I have successfully executed the batch job. Kubernetes job(marked as completed)

I was reading the following article
https://flink.apache.org/news/2020/07/14/application-mode.html

Apache Flink: Application Deployment in Flink: Current State and the new Application Mode

Application Deployment in Flink: Current State and the new Application Mode. 14 Jul 2020 Kostas Kloudas ()With the rise of stream processing and real-time analytics as a critical tool for modern businesses, an increasing number of organizations build platforms with Apache Flink at their core and offer it internally as a service.

flink.apache.org

I have several questions

What is the best practice to trigger jobs on the fly? in other words, how to submit new jobs in runtime in application mode? (in session cluster I could submit job via Flink-client).

Once the job is completed, I get the following message inside Task manager
[2021-03-06T17:06:55,054][Info] {} [o.a.f.r.t.TaskExecutor]: Could not resolve ResourceManager address akka.tcp://flink@data-aggregation-flink-jobmanager:6123/user/rpc/resourcemanager_*, retrying in 10000 ms: Could not connect to rpc endpoint under address akka.tcp://flink@data-aggregation-flink-jobmanager:6123/user/rpc/resourcemanager_*.

it tries to register to resource manager until it's crashed with the error:
[2021-03-06T17:10:47,437][Error] {} [o.a.f.r.t.TaskManagerRunner]: Fatal error occurred while executing the TaskManager. Shutting it down...org.apache.flink.runtime.taskexecutor.exceptions.RegistrationTimeoutException: Could not register at the ResourceManager within the specified maximum registration duration 300000 ms. This indicates a problem with this instance. Terminating now.

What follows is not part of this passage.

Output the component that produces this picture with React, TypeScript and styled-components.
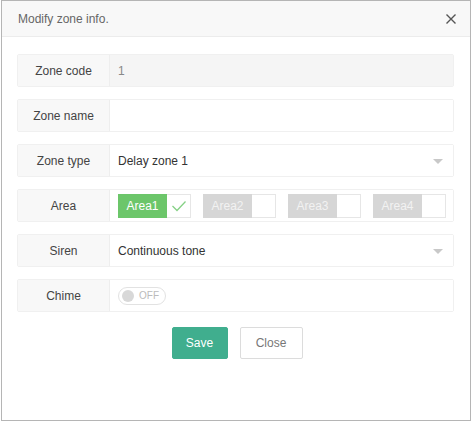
import styled, { createGlobalStyle } from 'styled-components'

const GlobalStyle = createGlobalStyle`
	html, body {
		margin: 0;
		padding: 0;
		background: #ffffff;
	}
	body {
		font-family: 'Liberation Sans', Arial, sans-serif;
		font-size: 12px;
		color: #333;
	}
`

const areas = [
	{ name: 'Area1', checked: true },
	{ name: 'Area2', checked: false },
	{ name: 'Area3', checked: false },
	{ name: 'Area4', checked: false },
]

function App() {
	return (
		<>
			<GlobalStyle />
			<Dialog>
				<Header>
					<Title>Modify zone info.</Title>
					<CloseIcon viewBox='0 0 12 12' aria-label='close'>
						<path d='M1.5 1.5 L10.5 10.5 M10.5 1.5 L1.5 10.5' />
					</CloseIcon>
				</Header>
				<Body>
					<Row>
						<Label>Zone code</Label>
						<Value $disabled>1</Value>
					</Row>
					<Row>
						<Label>Zone name</Label>
						<Value />
					</Row>
					<Row>
						<Label>Zone type</Label>
						<Value>
							Delay zone 1
							<Caret />
						</Value>
					</Row>
					<Row>
						<Label>Area</Label>
						<Value>
							<AreaList>
								{areas.map((a) => (
									<AreaItem key={a.name}>
										<AreaName $checked={a.checked}>{a.name}</AreaName>
										<AreaTick>
											{a.checked && (
												<svg width='16' height='12' viewBox='0 0 16 12'>
													<path d='M1.5 6 L6 10.5 L14.5 1.5' fill='none' stroke='#86d186' strokeWidth='1.3' />
												</svg>
											)}
										</AreaTick>
									</AreaItem>
								))}
							</AreaList>
						</Value>
					</Row>
					<Row>
						<Label>Siren</Label>
						<Value>
							Continuous tone
							<Caret />
						</Value>
					</Row>
					<Row>
						<Label>Chime</Label>
						<Value>
							<Switch>
								<Knob />
								OFF
							</Switch>
						</Value>
					</Row>
					<Actions>
						<Button $primary>Save</Button>
						<Button>Close</Button>
					</Actions>
				</Body>
			</Dialog>
		</>
	)
}

const Dialog = styled.div`
	box-sizing: border-box;
	margin: 0 1px;
	width: 470px;
	height: 421px;
	border: 1px solid #b5b5b5;
	background: #fff;
	display: flex;
	flex-direction: column;
`

const Header = styled.div`
	height: 35px;
	background: #f8f8f8;
	border-bottom: 1px solid #ececec;
	display: flex;
	align-items: center;
	justify-content: space-between;
	padding: 0 13px 0 16px;
`

const Title = styled.span`
	font-size: 12px;
	color: #666;
`

const CloseIcon = styled.svg`
	width: 12px;
	height: 12px;
	stroke: #555;
	stroke-width: 1.4;
	fill: none;
`

const Body = styled.div`
	padding: 17px 16px 0 15px;
	display: flex;
	flex-direction: column;
	gap: 12px;
`

const Row = styled.div`
	display: flex;
	height: 33px;
	box-sizing: border-box;
	border: 1px solid #f0f0f0;
	border-radius: 2px;
`

const Label = styled.div`
	width: 91px;
	flex-shrink: 0;
	background: #f8f8f8;
	border-right: 1px solid #eeeeee;
	display: flex;
	align-items: center;
	justify-content: center;
	color: #444;
`

const Value = styled.div<{ $disabled?: boolean }>`
	position: relative;
	flex: 1;
	display: flex;
	align-items: center;
	padding-left: 8px;
	background: ${(p) => (p.$disabled ? '#f5f5f5' : '#fff')};
	color: ${(p) => (p.$disabled ? '#888' : '#333')};
`

const Caret = styled.span`
	position: absolute;
	right: 10px;
	top: 14px;
	width: 0;
	height: 0;
	border-left: 5px solid transparent;
	border-right: 5px solid transparent;
	border-top: 5px solid #c8c8c8;
`

const AreaList = styled.div`
	display: flex;
	gap: 12px;
`

const AreaItem = styled.div`
	display: flex;
	height: 24px;
	width: 73px;
	box-sizing: border-box;
	border: 1px solid #e6e6e6;
`

const AreaName = styled.span<{ $checked: boolean }>`
	width: 49px;
	display: flex;
	align-items: center;
	justify-content: center;
	margin: -1px 0 -1px -1px;
	background: ${(p) => (p.$checked ? '#6cc66a' : '#d6d6d6')};
	color: ${(p) => (p.$checked ? '#fff' : '#f2f2f2')};
	font-size: 12px;
`

const AreaTick = styled.span`
	flex: 1;
	display: flex;
	align-items: center;
	justify-content: center;
	background: #fff;
`

const Switch = styled.div`
	box-sizing: border-box;
	width: 48px;
	height: 18px;
	border: 1px solid #e2e2e2;
	border-radius: 9px;
	display: flex;
	align-items: center;
	gap: 5px;
	padding-left: 3px;
	font-size: 10px;
	color: #bbb;
`

const Knob = styled.span`
	width: 12px;
	height: 12px;
	border-radius: 50%;
	background: #d8d8d8;
`

const Actions = styled.div`
	display: flex;
	justify-content: center;
	gap: 12px;
	margin-top: 3px;
	padding-left: 3px;
`

const Button = styled.button<{ $primary?: boolean }>`
	height: 32px;
	width: ${(p) => (p.$primary ? '56px' : '63px')};
	padding: 0;
	font-family: 'Liberation Sans', Arial, sans-serif;
	font-size: 12px;
	border-radius: 2px;
	cursor: pointer;
	border: 1px solid ${(p) => (p.$primary ? '#40ae8e' : '#dcdcdc')};
	background: ${(p) => (p.$primary ? '#40ae8e' : '#fff')};
	color: ${(p) => (p.$primary ? '#fff' : '#777')};
`

export default App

Is that a normal behavior?

In application mode, Does Task manager have to stay alive after the job has been completed?

Thanks,

Tamir.

Confidentiality: This communication and any attachments are intended for the above-named persons only and may be confidential and/or legally privileged. Any opinions expressed in this communication are not necessarily those of NICE Actimize. If this communication has come to you in error you must take no action based on it, nor must you copy or show it to anyone; please delete/destroy and inform the sender by e-mail immediately.
Monitoring: NICE Actimize may monitor incoming and outgoing e-mails.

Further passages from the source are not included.